DURING the Second World War, Ned Blamey was an RAF ground crew engineer with a fighter squadron based in the South East.  

In early June 1944, his unit was on its way to an airfield in Cornwall when they received an order to divert to Portsmouth.  

Something big was about to happen: but no-one was being told what or when.  

Ned and all the other “Soldiers, Sailors and Airmen of the Allied Expeditionary Force” were issued with a letter from General Eisenhower on the eve of D-Day, June 6, 1944. 

Ned Blamey kept Eisenhower’s letter
Ned Blamey kept Eisenhower’s letter (Contributed)

Ned recalled how, in addition to all their usual duties in refitting, servicing and repairing aircraft, there was now a mad scramble to paint black-and-white invasion stripes on all the planes.  

“So many aircraft! So many stripes! We ended up dreaming about painting the blooming things in our sleep,” he once said. 

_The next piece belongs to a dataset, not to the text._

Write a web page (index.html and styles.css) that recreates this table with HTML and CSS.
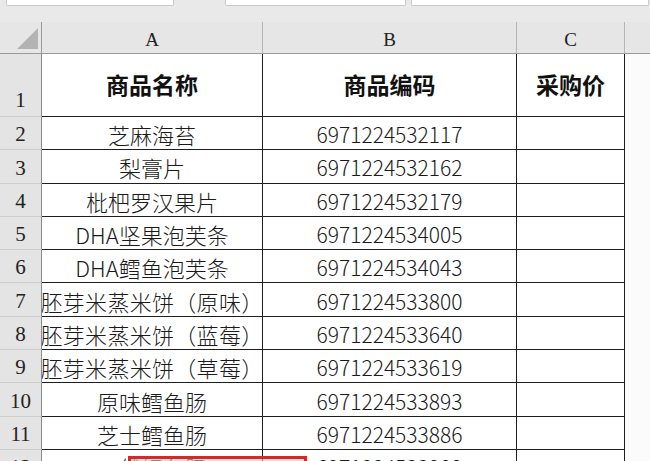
FILE: index.html
```html
<!DOCTYPE html>
<html lang="zh-CN">
<head>
<meta charset="utf-8">
<title>商品表</title>
<link rel="stylesheet" href="styles.css">
</head>
<body>
<div class="tabs">
  <div class="tab tab-1"></div>
  <div class="tab tab-2"></div>
  <div class="tab tab-3"></div>
</div>
<div class="sheet">
  <div class="corner"><span class="tri"></span></div>
  <div class="colhead">A</div>
  <div class="colhead">B</div>
  <div class="colhead">C</div>
  <div class="colhead last"></div>

  <div class="rowhead r1">1</div>
  <div class="cell head r1">商品名称</div>
  <div class="cell head r1">商品编码</div>
  <div class="cell head r1">采购价</div>
  <div class="blank"></div>

  <div class="rowhead">2</div><div class="cell">芝麻海苔</div><div class="cell num">6971224532117</div><div class="cell"></div><div class="blank"></div>
  <div class="rowhead">3</div><div class="cell">梨膏片</div><div class="cell num">6971224532162</div><div class="cell"></div><div class="blank"></div>
  <div class="rowhead">4</div><div class="cell">枇杷罗汉果片</div><div class="cell num">6971224532179</div><div class="cell"></div><div class="blank"></div>
  <div class="rowhead">5</div><div class="cell">DHA坚果泡芙条</div><div class="cell num">6971224534005</div><div class="cell"></div><div class="blank"></div>
  <div class="rowhead">6</div><div class="cell">DHA鳕鱼泡芙条</div><div class="cell num">6971224534043</div><div class="cell"></div><div class="blank"></div>
  <div class="rowhead">7</div><div class="cell"><span>胚芽米蒸米饼（原味）</span></div><div class="cell num">6971224533800</div><div class="cell"></div><div class="blank"></div>
  <div class="rowhead">8</div><div class="cell"><span>胚芽米蒸米饼（蓝莓）</span></div><div class="cell num">6971224533640</div><div class="cell"></div><div class="blank"></div>
  <div class="rowhead">9</div><div class="cell"><span>胚芽米蒸米饼（草莓）</span></div><div class="cell num">6971224533619</div><div class="cell"></div><div class="blank"></div>
  <div class="rowhead">10</div><div class="cell">原味鳕鱼肠</div><div class="cell num">6971224533893</div><div class="cell"></div><div class="blank"></div>
  <div class="rowhead">11</div><div class="cell">芝士鳕鱼肠</div><div class="cell num">6971224533886</div><div class="cell"></div><div class="blank"></div>
  <div class="rowhead">12</div><div class="cell">天然鳕鱼肠</div><div class="cell num">6971224533909</div><div class="cell"></div><div class="blank"></div>
</div>
<div class="mark"></div>
</body>
</html>
```

FILE: styles.css
```css
html, body {
  margin: 0;
  padding: 0;
  background: #e9e9e9;
  overflow: hidden;
  height: 461px;
}

.tabs {
  display: flex;
  align-items: flex-start;
  height: 22px;
  padding-left: 6px;
  box-sizing: border-box;
}
.tab {
  height: 5px;
  background: #ffffff;
  border: 1px solid #c9c9c9;
  border-top: none;
  border-radius: 0 0 2px 2px;
}
.tab-1 { width: 166px; }
.tab-2 { width: 179px; margin-left: 51px; }
.tab-3 { width: 236px; margin-left: 5px; }

.sheet {
  display: grid;
  grid-template-columns: 42px 221px 254px 108px 1fr;
  grid-template-rows: 32px 63px repeat(11, 33.3px);
  background: #ffffff;
}

.corner, .colhead {
  background: #e6e6e6;
  border-bottom: 1px solid #9a9a9a;
  border-right: 1px solid #b5b5b5;
  box-sizing: border-box;
}
.corner {
  display: flex;
  justify-content: flex-end;
  align-items: flex-end;
  padding: 0 3px 4px 0;
  border-right-color: #9a9a9a;
}
.tri {
  width: 21px;
  height: 21px;
  background: #b3b3b3;
  clip-path: polygon(100% 0, 100% 100%, 0 100%);
}
.colhead {
  display: flex;
  align-items: center;
  justify-content: center;
  padding-top: 4px;
  font-family: "Liberation Serif", "Noto Sans CJK SC", serif;
  font-size: 19px;
  color: #222;
}
.colhead.last { border-right: none; }

.rowhead {
  background: #e4e4e4;
  border-right: 1px solid #8c8c8c;
  border-bottom: 1px solid #cdcdcd;
  box-sizing: border-box;
  display: flex;
  align-items: flex-end;
  justify-content: center;
  padding-bottom: 2px;
  font-family: "Liberation Serif", serif;
  font-size: 21px;
  color: #222;
}
.rowhead.r1 { padding-bottom: 3px; }

.cell {
  border-right: 1px solid #1e1e1e;
  border-bottom: 1px solid #1e1e1e;
  box-sizing: border-box;
  display: flex;
  align-items: center;
  justify-content: center;
  overflow: hidden;
  white-space: nowrap;
  padding-top: 2px;
  font-family: "Noto Sans CJK SC", "Noto Sans", sans-serif;
  font-weight: 300;
  font-size: 22px;
  color: #1a1a1a;
}
.cell span { flex: none; letter-spacing: 0.3px; }
.cell.num {
  font-size: 21px;
}
.cell.head {
  font-weight: 700;
  font-size: 23px;
  color: #111;
  padding-top: 0;
  padding-bottom: 2px;
}

.blank {
  background: #fbfbfb;
}

.mark {
  position: absolute;
  left: 128px;
  top: 456px;
  width: 179px;
  height: 20px;
  border: 3px solid #d9262a;
  box-sizing: border-box;
  background: rgba(200, 200, 200, 0.6);
}
```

Ned’s squadron, like so many others, played a vital part in the D-Day campaign. Eisenhower’s letter clearly meant a lot to him: he wouldn’t have kept it otherwise.  

Ned married a local girl, Mary Snow, and the family lived in the Crediton area for many years after the war.  

Ned and Mary were members of Crediton Area History and Museum Society (CAHMS), and Mary was a previous treasurer.  

Our thanks to Ned and Mary’s daughter, Joan Rutterford, for sharing this letter and this personal story of a local man’s link to a major turning point in the Second World War.